In Module/Week 5, you will write a 750-word (approximately 3 pages) essay that analyzes 1 poem from the Poetry Unit.

 

Before you begin writing the essay, carefully read the below guidelines for developing your paper topic and review the Poetry Essay Grading Rubric to see how your submission will be graded.
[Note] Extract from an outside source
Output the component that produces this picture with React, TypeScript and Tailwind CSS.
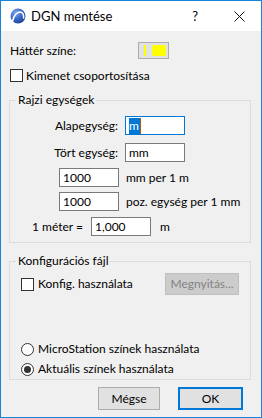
const font = { fontFamily: 'Lato, "Noto Sans", sans-serif' };

const Checkbox = () => (
  <span className="block h-[13px] w-[13px] shrink-0 border border-[#333333] bg-white" />
);

const Radio = ({ checked }: { checked?: boolean }) => (
  <span className="flex h-[13px] w-[13px] shrink-0 items-center justify-center rounded-full border border-[#333333] bg-white">
    {checked && <span className="block h-[7px] w-[7px] rounded-full bg-[#333333]" />}
  </span>
);

const Field = ({ children, focus }: { children?: React.ReactNode; focus?: boolean }) => (
  <div
    className={
      "flex h-[19px] w-[60px] shrink-0 items-center bg-white pl-[3px] " +
      (focus ? "border border-[#0078d7]" : "border border-[#7a7a7a]")
    }
  >
    {children}
  </div>
);

const AppIcon = () => (
  <svg width="16" height="16" viewBox="0 0 16 16">
    <defs>
      <radialGradient id="g" cx="0.35" cy="0.3" r="0.8">
        <stop offset="0" stopColor="#7fa9ee" />
        <stop offset="0.6" stopColor="#2f5fbf" />
        <stop offset="1" stopColor="#1d3f8f" />
      </radialGradient>
    </defs>
    <circle cx="8" cy="8" r="7.5" fill="url(#g)" />
    <path d="M2.5 13.5 C4 6 8 3.5 11 4.2 C13 4.8 13.8 7 13.6 10" fill="none" stroke="#ffffff" strokeWidth="1.6" strokeLinecap="round" />
  </svg>
);

export default function App() {
  return (
    <div
      className="flex h-[418px] w-[262px] flex-col whitespace-nowrap border border-[#1883d7] text-[12px] leading-[16px] text-black"
      style={font}
    >
      {/* title bar */}
      <div className="flex h-[30px] shrink-0 items-center bg-white">
        <div className="ml-[9px]">
          <AppIcon />
        </div>
        <span className="ml-[5px] text-[13px]">DGN mentése</span>
        <span className="ml-auto mr-[36px] text-[13px]">?</span>
        <svg className="mr-[16px]" width="11" height="11" viewBox="0 0 11 11">
          <path d="M0.5 0.5 L10.5 10.5 M10.5 0.5 L0.5 10.5" stroke="#111" strokeWidth="1" />
        </svg>
      </div>

      {/* body */}
      <div className="flex flex-1 flex-col bg-[#f0f0f0] pl-[8px] pr-[10px]">
        <div className="mt-[11px] flex h-[17px] items-center">
          <span className="ml-[1px] w-[128px]">Háttér színe:</span>
          <div className="flex h-[17px] w-[31px] items-center border border-[#adadad] bg-[#e1e1e1]">
            <span className="ml-[5px] block h-[11px] w-[2px] bg-[#ffff00]" />
            <span className="ml-[6px] block h-[11px] w-[14px] rounded-[2px] bg-[#ffff00]" />
          </div>
        </div>

        <div className="mt-[10px] flex h-[13px] items-center">
          <span className="ml-[1px]">
            <Checkbox />
          </span>
          <span className="ml-[3px]">Kimenet csoportosítása</span>
        </div>

        <fieldset className="mt-[10px] h-[151px] border border-[#dcdcdc]">
          <legend className="ml-[6px] px-[2px]">Rajzi egységek</legend>
          <div className="mt-[8px] flex items-center">
            <span className="w-[108px] text-right">Alapegység:</span>
            <div className="ml-[7px]">
              <Field focus>
                <span className="border-r border-[#b85a00] bg-[#0078d7] pr-[1px] text-white">m</span>
              </Field>
            </div>
          </div>
          <div className="mt-[8px] flex items-center">
            <span className="w-[108px] text-right">Tört egység:</span>
            <div className="ml-[7px]">
              <Field>mm</Field>
            </div>
          </div>
          <div className="mt-[6px] flex items-center">
            <div className="ml-[49px]">
              <Field>1000</Field>
            </div>
            <span className="ml-[7px]">mm per 1 m</span>
          </div>
          <div className="mt-[5px] flex items-center">
            <div className="ml-[49px]">
              <Field>1000</Field>
            </div>
            <span className="ml-[7px]">poz. egység per 1 mm</span>
          </div>
          <div className="mt-[6px] flex items-center">
            <span className="w-[73px] text-right">1 méter =</span>
            <div className="ml-[8px]">
              <Field>1,000</Field>
            </div>
            <span className="ml-[9px]">m</span>
          </div>
        </fieldset>

        <fieldset className="mt-[10px] h-[127px] border border-[#dcdcdc]">
          <legend className="ml-[6px] px-[2px]">Konfigurációs fájl</legend>
          <div className="mt-[4px] flex h-[22px] items-center">
            <span className="ml-[11px]">
              <Checkbox />
            </span>
            <span className="ml-[4px]">Konfig. használata</span>
            <div className="ml-auto mr-[11px] flex h-[22px] w-[74px] items-center justify-center border border-[#bfbfbf] bg-[#cccccc] text-[#838383]">
              Megnyitás...
            </div>
          </div>
          <div className="mt-[44px] flex h-[20px] items-center">
            <span className="ml-[11px]">
              <Radio />
            </span>
            <span className="ml-[4px]">MicroStation színek használata</span>
          </div>
          <div className="flex h-[20px] items-center">
            <span className="ml-[11px]">
              <Radio checked />
            </span>
            <span className="ml-[4px]">Aktuális színek használata</span>
          </div>
        </fieldset>

        <div className="mt-[7px] flex h-[23px] items-center">
          <div className="ml-[89px] flex h-[23px] w-[62px] items-center justify-center border border-[#adadad] bg-[#e1e1e1]">
            Mégse
          </div>
          <div className="ml-[18px] flex h-[23px] w-[65px] items-center justify-center border-2 border-[#0078d7] bg-[#e1e1e1]">
            OK
          </div>
        </div>
      </div>
    </div>
  );
}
Gather all of your information, plan the direction of your essay, and organize your ideas by developing a 1-page thesis statement and outline for your essay as you did for your Fiction Essay.

 

 

Format the thesis statement and the outline in a single Microsoft Word document using current MLA, APA, or Turabian style, whichever corresponds to your degree program; check your Perrine’s Literature textbook, the Harbrace Essentials Handbook, and/or its companion website, MindTap, to ensure the correct citation format is used.

 

 

 

Poetry Essay Requirements

 

The Poetry Essay should include:

  • Title page (see the sample)
  • Thesis & Outline page
  • Poetry Essay itself followed by a
  • Works Cited / References / Bibliography page of the poem & any other sources used in the essay

 

 

 

 

 

 

Poetry Essay choices:

Choose 1 of these poems from the list below to address in your essay:

Not all of the poems from the course are listed for consideration for this essay.

 

  • Matthew Arnold
    • Dover Beach
  • William Blake
    • The Lamb
    • The Tiger
    • The Chimney Sweeper
  • Robert Browning
    • My Last Duchess
  • Samuel Taylor Coleridge
    • Kublai Khan
  • Emily Dickinson
    • It Sifts from Leaden Sieves
    • There’s No Frigate Like a Book
  • John Donne
    • Batter my Heart, Three-Personed God
    • Death Be Not Proud
  • T. S. Eliot
    • Journey of the Magi
  • Robert Frost
    • Design
    • Nothing Gold can Stay
    • Out, Out—
    • The Road Not Taken
    • Stopping by Woods on a Snowy Evening

 

 

Poetry Essay choices (cont.):

Choose 1 of these poems from the list below to address in your essay:

Not all of the poems from the course are listed for consideration for this essay.

 

  • George Herbert
    • Virtue
  • Gerard Manley Hopkins
    • The Caged Skylark
    • God’s Grandeur
    • Spring
  • A. E. Housman
    • Eight-O-Clock
  • John Keats
    • Ode to a Nightingale
  • William Shakespeare
    • That Time of Year (Sonnet 73)
  • Percy Bysshe Shelley
    • Ozymandias
  • Alfred, Lord Tennyson
    • I Envy not in any Moods
    • In Memoriam
    • I Sing to him who Rests Below
    • Ulysses
  • Dylan Thomas
    • Fern Hill
  • William Butler Yeats
    • Sailing to Byzantium

 

 

 

 

 

 

 

Consider some (not all) of the following questions for the poem that you have chosen:

  • What is or are the theme(s) of the poem?
  • Is there a literal setting or situation in the poem? 
    • What lines from the poem tell the reader this information? 
      • What details does the author include?
  • Is the setting symbolic?
  • How would you describe the mood of the poem? 
    • What elements contribute to this mood?
  • Is the title significant to the poem’s content or meaning?  How?
  • What major literary devices and figures of speech does the poet use to communicate the theme(s)?
  • How are rhyme and other metrical devices used in the poem? 
    • Do they support the poem’s overall meaning?  Why or why not?
  • Is the identity of the poem’s narrator clear? 
    • How would you describe this person? 
    • What information, if any, does the author provide about the narrator?
  • Does the narrator seem to have a certain opinion of or attitude (tone) about the poem’s subject matter?  How can you tell?

 

 

 

 

NOTE:  These questions are a means of getting your thoughts in order when you are collecting information for your essay.  You do not need to include the answers to all of these questions in your essay: only include those answers that directly support your thesis statement.